OBJECTIVE - Write out the full listing again, exactly as it stands.

## BEGIN DATA EXTRACT

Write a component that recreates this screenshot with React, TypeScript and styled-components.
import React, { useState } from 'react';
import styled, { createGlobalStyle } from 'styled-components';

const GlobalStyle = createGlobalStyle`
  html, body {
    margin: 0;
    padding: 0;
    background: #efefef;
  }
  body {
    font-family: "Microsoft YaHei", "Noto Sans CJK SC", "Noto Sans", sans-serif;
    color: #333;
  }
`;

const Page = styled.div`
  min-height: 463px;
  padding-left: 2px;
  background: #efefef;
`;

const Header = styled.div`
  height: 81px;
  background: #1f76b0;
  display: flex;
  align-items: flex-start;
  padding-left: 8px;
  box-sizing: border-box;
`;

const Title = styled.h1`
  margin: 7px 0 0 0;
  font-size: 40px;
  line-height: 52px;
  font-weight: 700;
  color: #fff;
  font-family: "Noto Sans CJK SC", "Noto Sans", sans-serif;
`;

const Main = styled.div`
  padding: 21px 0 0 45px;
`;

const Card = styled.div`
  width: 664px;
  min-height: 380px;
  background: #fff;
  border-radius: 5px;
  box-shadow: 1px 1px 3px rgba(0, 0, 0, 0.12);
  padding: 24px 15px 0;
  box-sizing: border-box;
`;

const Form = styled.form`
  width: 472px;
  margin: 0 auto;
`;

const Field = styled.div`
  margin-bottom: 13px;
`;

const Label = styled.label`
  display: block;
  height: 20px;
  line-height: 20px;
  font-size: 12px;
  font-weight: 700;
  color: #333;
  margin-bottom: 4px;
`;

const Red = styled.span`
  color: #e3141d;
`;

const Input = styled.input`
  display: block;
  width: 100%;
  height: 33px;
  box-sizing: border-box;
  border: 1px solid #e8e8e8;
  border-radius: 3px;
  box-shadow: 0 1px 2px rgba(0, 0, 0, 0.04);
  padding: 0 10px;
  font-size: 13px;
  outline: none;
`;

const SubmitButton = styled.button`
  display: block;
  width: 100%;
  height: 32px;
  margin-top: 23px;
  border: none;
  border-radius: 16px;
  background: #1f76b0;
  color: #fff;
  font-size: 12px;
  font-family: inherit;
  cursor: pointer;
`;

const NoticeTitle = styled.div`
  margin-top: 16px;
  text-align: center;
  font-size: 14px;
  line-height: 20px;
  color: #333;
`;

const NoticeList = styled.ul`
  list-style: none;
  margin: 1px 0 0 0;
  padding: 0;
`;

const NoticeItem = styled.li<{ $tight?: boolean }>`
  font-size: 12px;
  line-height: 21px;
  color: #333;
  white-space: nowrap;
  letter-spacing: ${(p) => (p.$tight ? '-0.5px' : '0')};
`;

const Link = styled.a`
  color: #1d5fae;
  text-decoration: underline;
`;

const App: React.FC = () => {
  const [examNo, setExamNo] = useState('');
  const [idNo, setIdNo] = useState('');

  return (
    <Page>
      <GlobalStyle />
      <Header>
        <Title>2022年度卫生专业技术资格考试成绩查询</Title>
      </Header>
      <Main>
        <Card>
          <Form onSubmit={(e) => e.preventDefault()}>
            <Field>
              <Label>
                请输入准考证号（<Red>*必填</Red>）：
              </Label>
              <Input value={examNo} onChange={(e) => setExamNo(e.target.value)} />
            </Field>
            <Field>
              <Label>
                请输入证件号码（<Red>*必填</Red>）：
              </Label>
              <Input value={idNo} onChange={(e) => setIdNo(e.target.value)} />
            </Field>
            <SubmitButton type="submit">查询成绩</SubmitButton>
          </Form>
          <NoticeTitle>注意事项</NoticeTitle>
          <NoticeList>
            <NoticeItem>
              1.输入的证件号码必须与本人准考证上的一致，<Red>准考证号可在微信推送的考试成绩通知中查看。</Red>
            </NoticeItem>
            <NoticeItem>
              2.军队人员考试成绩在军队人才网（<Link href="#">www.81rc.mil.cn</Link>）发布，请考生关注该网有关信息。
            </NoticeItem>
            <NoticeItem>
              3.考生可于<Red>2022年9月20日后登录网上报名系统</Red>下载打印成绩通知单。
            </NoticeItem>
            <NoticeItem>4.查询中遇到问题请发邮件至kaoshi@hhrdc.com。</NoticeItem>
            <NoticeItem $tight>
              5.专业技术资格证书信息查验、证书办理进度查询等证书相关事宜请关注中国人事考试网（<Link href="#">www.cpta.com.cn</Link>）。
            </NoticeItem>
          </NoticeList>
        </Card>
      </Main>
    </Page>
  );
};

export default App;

## END DATA EXTRACT

COMPLETED TASK -
Write a component that recreates this screenshot with React, TypeScript and styled-components.
import React, { useState } from 'react';
import styled, { createGlobalStyle } from 'styled-components';

const GlobalStyle = createGlobalStyle`
  html, body {
    margin: 0;
    padding: 0;
    background: #efefef;
  }
  body {
    font-family: "Microsoft YaHei", "Noto Sans CJK SC", "Noto Sans", sans-serif;
    color: #333;
  }
`;

const Page = styled.div`
  min-height: 463px;
  padding-left: 2px;
  background: #efefef;
`;

const Header = styled.div`
  height: 81px;
  background: #1f76b0;
  display: flex;
  align-items: flex-start;
  padding-left: 8px;
  box-sizing: border-box;
`;

const Title = styled.h1`
  margin: 7px 0 0 0;
  font-size: 40px;
  line-height: 52px;
  font-weight: 700;
  color: #fff;
  font-family: "Noto Sans CJK SC", "Noto Sans", sans-serif;
`;

const Main = styled.div`
  padding: 21px 0 0 45px;
`;

const Card = styled.div`
  width: 664px;
  min-height: 380px;
  background: #fff;
  border-radius: 5px;
  box-shadow: 1px 1px 3px rgba(0, 0, 0, 0.12);
  padding: 24px 15px 0;
  box-sizing: border-box;
`;

const Form = styled.form`
  width: 472px;
  margin: 0 auto;
`;

const Field = styled.div`
  margin-bottom: 13px;
`;

const Label = styled.label`
  display: block;
  height: 20px;
  line-height: 20px;
  font-size: 12px;
  font-weight: 700;
  color: #333;
  margin-bottom: 4px;
`;

const Red = styled.span`
  color: #e3141d;
`;

const Input = styled.input`
  display: block;
  width: 100%;
  height: 33px;
  box-sizing: border-box;
  border: 1px solid #e8e8e8;
  border-radius: 3px;
  box-shadow: 0 1px 2px rgba(0, 0, 0, 0.04);
  padding: 0 10px;
  font-size: 13px;
  outline: none;
`;

const SubmitButton = styled.button`
  display: block;
  width: 100%;
  height: 32px;
  margin-top: 23px;
  border: none;
  border-radius: 16px;
  background: #1f76b0;
  color: #fff;
  font-size: 12px;
  font-family: inherit;
  cursor: pointer;
`;

const NoticeTitle = styled.div`
  margin-top: 16px;
  text-align: center;
  font-size: 14px;
  line-height: 20px;
  color: #333;
`;

const NoticeList = styled.ul`
  list-style: none;
  margin: 1px 0 0 0;
  padding: 0;
`;

const NoticeItem = styled.li<{ $tight?: boolean }>`
  font-size: 12px;
  line-height: 21px;
  color: #333;
  white-space: nowrap;
  letter-spacing: ${(p) => (p.$tight ? '-0.5px' : '0')};
`;

const Link = styled.a`
  color: #1d5fae;
  text-decoration: underline;
`;

const App: React.FC = () => {
  const [examNo, setExamNo] = useState('');
  const [idNo, setIdNo] = useState('');

  return (
    <Page>
      <GlobalStyle />
      <Header>
        <Title>2022年度卫生专业技术资格考试成绩查询</Title>
      </Header>
      <Main>
        <Card>
          <Form onSubmit={(e) => e.preventDefault()}>
            <Field>
              <Label>
                请输入准考证号（<Red>*必填</Red>）：
              </Label>
              <Input value={examNo} onChange={(e) => setExamNo(e.target.value)} />
            </Field>
            <Field>
              <Label>
                请输入证件号码（<Red>*必填</Red>）：
              </Label>
              <Input value={idNo} onChange={(e) => setIdNo(e.target.value)} />
            </Field>
            <SubmitButton type="submit">查询成绩</SubmitButton>
          </Form>
          <NoticeTitle>注意事项</NoticeTitle>
          <NoticeList>
            <NoticeItem>
              1.输入的证件号码必须与本人准考证上的一致，<Red>准考证号可在微信推送的考试成绩通知中查看。</Red>
            </NoticeItem>
            <NoticeItem>
              2.军队人员考试成绩在军队人才网（<Link href="#">www.81rc.mil.cn</Link>）发布，请考生关注该网有关信息。
            </NoticeItem>
            <NoticeItem>
              3.考生可于<Red>2022年9月20日后登录网上报名系统</Red>下载打印成绩通知单。
            </NoticeItem>
            <NoticeItem>4.查询中遇到问题请发邮件至kaoshi@hhrdc.com。</NoticeItem>
            <NoticeItem $tight>
              5.专业技术资格证书信息查验、证书办理进度查询等证书相关事宜请关注中国人事考试网（<Link href="#">www.cpta.com.cn</Link>）。
            </NoticeItem>
          </NoticeList>
        </Card>
      </Main>
    </Page>
  );
};

export default App;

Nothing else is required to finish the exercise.